Abstract
Recent decades witnessed a rapid proliferation of graph data, such as chemical
structures and business processes. Structural queries are frequently issued in these
domains, and hence, attract extensive attention. Due to data inconsistency and
noise, a recent trend is to study similarity queries. Moreover, graphs may possess
multiple attributes on vertices, imposing additional challenges. Hence, indexing
and processing methods for answering advanced structural queries are strongly in
demand.
The thesis studies three types of emerging structural queries in large-scale graph
databases, including graph similarity join, graph similarity search and graph substructure
selection.
Graph similarity join retrieves all similarity pairs from two graph collections
such that their similarity satisfies a given threshold. Particularly, we incorporate
graph edit distance as similarity measure. Inspired by the q-gram idea for string
similarity queries, we introduce path-based q-grams on graphs, and establish a
count filtering lower bound for generating candidates. An efficient algorithm is
proposed to exploit both matching and mismatching features. We also present
label and degree-based matching conditions to strengthen the filtering techniques.
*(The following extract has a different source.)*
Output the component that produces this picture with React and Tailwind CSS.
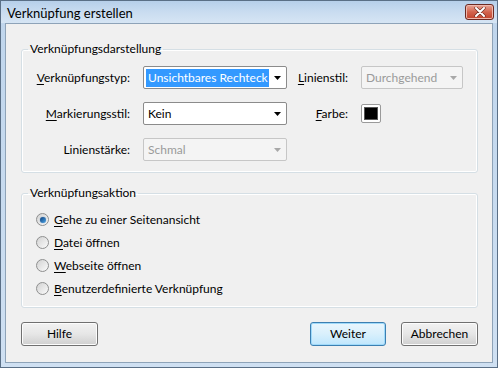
const font = { fontFamily: '"Segoe UI", Lato, "Noto Sans", sans-serif' };

function Select({ value, disabled, focused, className }) {
  return (
    <div
      className={
        "h-[23px] flex items-center rounded-[2px] border " +
        (disabled ? "border-[#c6c6c6] bg-[#f4f4f4] text-[#9a9a9a] " : "border-[#8b8b8b] bg-white text-black ") +
        className
      }
    >
      <div className="flex-1 min-w-0 pl-[2px] overflow-hidden">
        <span
          className={
            "inline-block whitespace-nowrap px-[2px] leading-[18px] " +
            (focused ? "bg-[#3399ff] text-white" : "")
          }
        >
          {value}
        </span>
      </div>
      <div className="w-[17px] h-full flex items-center justify-center">
        <svg width="7" height="4" viewBox="0 0 7 4">
          <path d="M0 0H7L3.5 4Z" fill={disabled ? "#a8a8a8" : "#000"} />
        </svg>
      </div>
    </div>
  );
}

function Radio({ checked, accel, rest }) {
  return (
    <div className="h-[23px] flex items-center gap-[5px]">
      <div className="w-[13px] h-[13px] rounded-full border border-[#8e8f8f] bg-gradient-to-br from-[#d2d2d2] to-[#fbfbfb] flex items-center justify-center">
        {checked && (
          <div className="w-[6px] h-[6px] rounded-full bg-gradient-to-br from-[#0f3f7c] to-[#4da7e8] shadow-[0_0_1px_#2a6fb5]" />
        )}
      </div>
      <span className="whitespace-nowrap">
        <span className="underline underline-offset-2">{accel}</span>
        {rest}
      </span>
    </div>
  );
}

function Button({ label, primary, className }) {
  return (
    <button
      type="button"
      className={
        "h-[24px] rounded-[3px] border text-black " +
        (primary
          ? "border-[#3c7fb1] bg-gradient-to-b from-[#eaf6fd] via-[#d9f0fc] to-[#bee6fd] shadow-[inset_0_0_0_1px_#9fdafa] "
          : "border-[#707070] bg-gradient-to-b from-[#f2f2f2] via-[#e6e6e6] to-[#cfcfcf] shadow-[inset_0_0_0_1px_#fcfcfc] ") +
        className
      }
    >
      {label}
    </button>
  );
}

export default function App() {
  return (
    <div
      style={font}
      className="w-[498px] h-[368px] flex flex-col bg-gradient-to-b from-[#bfd5ec] to-[#cfe0f2] border border-[#5a6f86] text-[12px] text-black"
    >
      {/* title bar */}
      <div className="h-[22px] flex items-start justify-between pl-[6px] pr-[3px] bg-gradient-to-b from-[#b6cfea] via-[#c9dcf0] to-[#d6e5f4]">
        <span className="mt-[4px] text-[13px] leading-[16px] text-black">Verknüpfung erstellen</span>
        <div className="w-[29px] h-[16px] mt-[3px] rounded-[3px] border border-[#6d2a22] bg-gradient-to-b from-[#e8a496] via-[#d2644e] to-[#c2432c] flex items-center justify-center shadow-[inset_0_0_0_1px_#eeb9ae]">
          <svg width="12" height="10" viewBox="0 0 12 10">
            <path d="M2 1L10 9M10 1L2 9" stroke="#6a2a20" strokeWidth="3.2" strokeLinecap="round" />
            <path d="M2 1L10 9M10 1L2 9" stroke="#fff" strokeWidth="2" strokeLinecap="round" />
          </svg>
        </div>
      </div>

      {/* body */}
      <div className="flex-1 mx-[4px] mb-[4px] border border-[#8ea3b8] bg-[#f0f0f0] flex flex-col pl-[15px] pr-[14px]">
        <fieldset className="mt-[17px] border border-[#d5dfe5] rounded-[3px] pl-0 pb-[11px] shadow-[inset_0_0_0_1px_#fff]">
          <legend className="ml-[6px] px-[2px] leading-[16px]">Verknüpfungsdarstellung</legend>
          <div className="pt-[9px] grid grid-cols-[108px_144px_48px_102px] gap-x-[13px] gap-y-[13px] items-center">
            <span className="justify-self-end whitespace-nowrap">
              <span className="underline underline-offset-2">V</span>erknüpfungstyp:
            </span>
            <Select value="Unsichtbares Rechteck" focused className="w-[144px]" />
            <span className="justify-self-end whitespace-nowrap">
              <span className="underline underline-offset-2">L</span>inienstil:
            </span>
            <Select value="Durchgehend" disabled className="w-[102px]" />

            <span className="justify-self-end whitespace-nowrap">
              <span className="underline underline-offset-2">M</span>arkierungsstil:
            </span>
            <Select value="Kein" className="w-[144px]" />
            <span className="justify-self-end whitespace-nowrap">
              <span className="underline underline-offset-2">F</span>arbe:
            </span>
            <div className="w-[20px] h-[19px] rounded-[2px] border border-[#9a9a9a] bg-white flex items-center justify-center">
              <div className="w-[14px] h-[13px] bg-black border border-[#555]" />
            </div>

            <span className="justify-self-end whitespace-nowrap">Linienstärke:</span>
            <Select value="Schmal" disabled className="w-[144px]" />
          </div>
        </fieldset>

        <fieldset className="mt-[12px] border border-[#d5dfe5] rounded-[3px] pl-[14px] pt-[7px] pb-[7px] shadow-[inset_0_0_0_1px_#fff]">
          <legend className="ml-[-8px] px-[2px] leading-[16px]">Verknüpfungsaktion</legend>
          <Radio checked accel="G" rest="ehe zu einer Seitenansicht" />
          <Radio accel="D" rest="atei öffnen" />
          <Radio accel="W" rest="ebseite öffnen" />
          <Radio accel="B" rest="enutzerdefinierte Verknüpfung" />
        </fieldset>

        <div className="mt-[14px] flex items-center">
          <Button label="Hilfe" className="w-[77px]" />
          <div className="flex-1" />
          <Button label="Weiter" primary className="w-[76px]" />
          <Button label="Abbrechen" className="w-[77px] ml-[15px]" />
        </div>
      </div>
    </div>
  );
}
Leveraging offline index, we investigate efficient graph similarity search. Existing
solutions employ fixed-size overlapping substructures, and thus, are susceptible to large vertex degrees and thresholds. Disparately, we present a partition-based
approach by dividing graphs into variable-size non-overlapping partitions. The edit
distance constraint is converted to a containment constraint for candidate generation.
A dynamic pruning technique and an improved verification algorithm are
also developed. In addition, a cost-aware graph partitioning technique is conceived
to optimize the index.
Equipping structural queries with rich semantics, substructure selection over
multi-attributed graphs finds all subgraph isomorphic mappings such that each pair
of matching vertices satisfy a set of selection conditions, each against an equality,
range, or set containment operator on a vertex attribute. Existing techniques
for single-labeled graphs are developed under the assumption of identical label
matching, and thus, cannot handle the general cases. To this end, we propose
a two-tier index via judiciously materializing feature mappings. We also devise
a scalable indexing and query processing method exploiting execution plans with
minimum cost.